We have a pipeline that starts by receiving messages from PubSub, each with the name of a file. These files are exploded to line level, parsed to JSON object nodes and then sent to an external decoding service (which decodes some encoded data). Object nodes are eventually converted to Table Rows and written to Big Query.

It appeared that Dataflow was not acknowledging the PubSub messages until they arrived at the decoding service. The decoding service is slow, resulting in a backlog when many message are sent at once. This means that lines associated with a PubSub message can take some time to arrive at the decoding service. As a result, PubSub was receiving no acknowledgement and resending the message. My first attempt to remedy this was adding an attribute to each PubSub messages that is passed to the Reader using withAttributeId(). However, on testing, this only prevented duplicates that arrived close together.
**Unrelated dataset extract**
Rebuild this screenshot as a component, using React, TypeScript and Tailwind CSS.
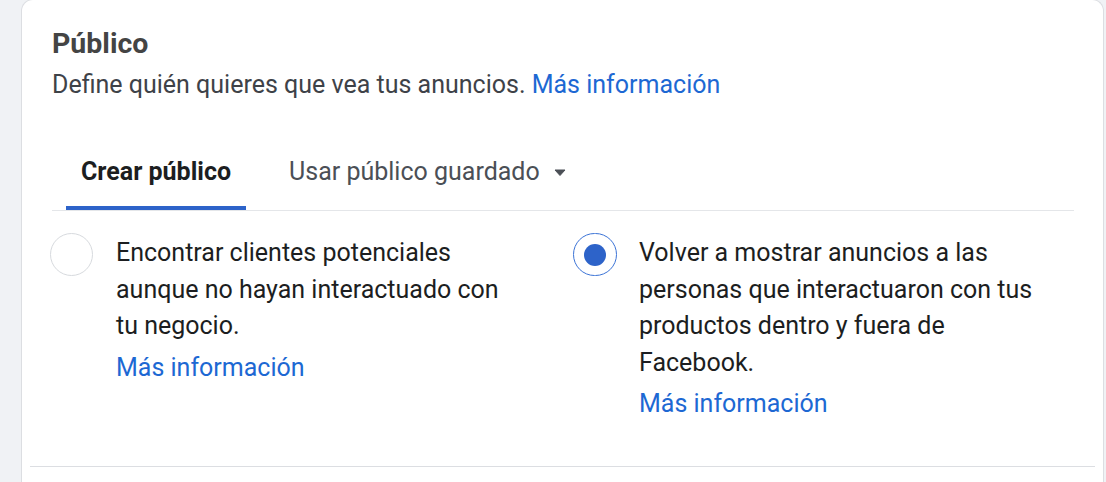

My second attempt was to add a fusion breaker (example) after the PubSub read. This simply performs a needless GroupByKey and then ungroups, the idea being that the GroupByKey forces Dataflow to acknowledge the PubSub message.

The Problem

The fusion breaker discussed above works in that it prevents PubSub from resending messages, but I am finding that this GroupByKey outputs more elements than it receives: See image.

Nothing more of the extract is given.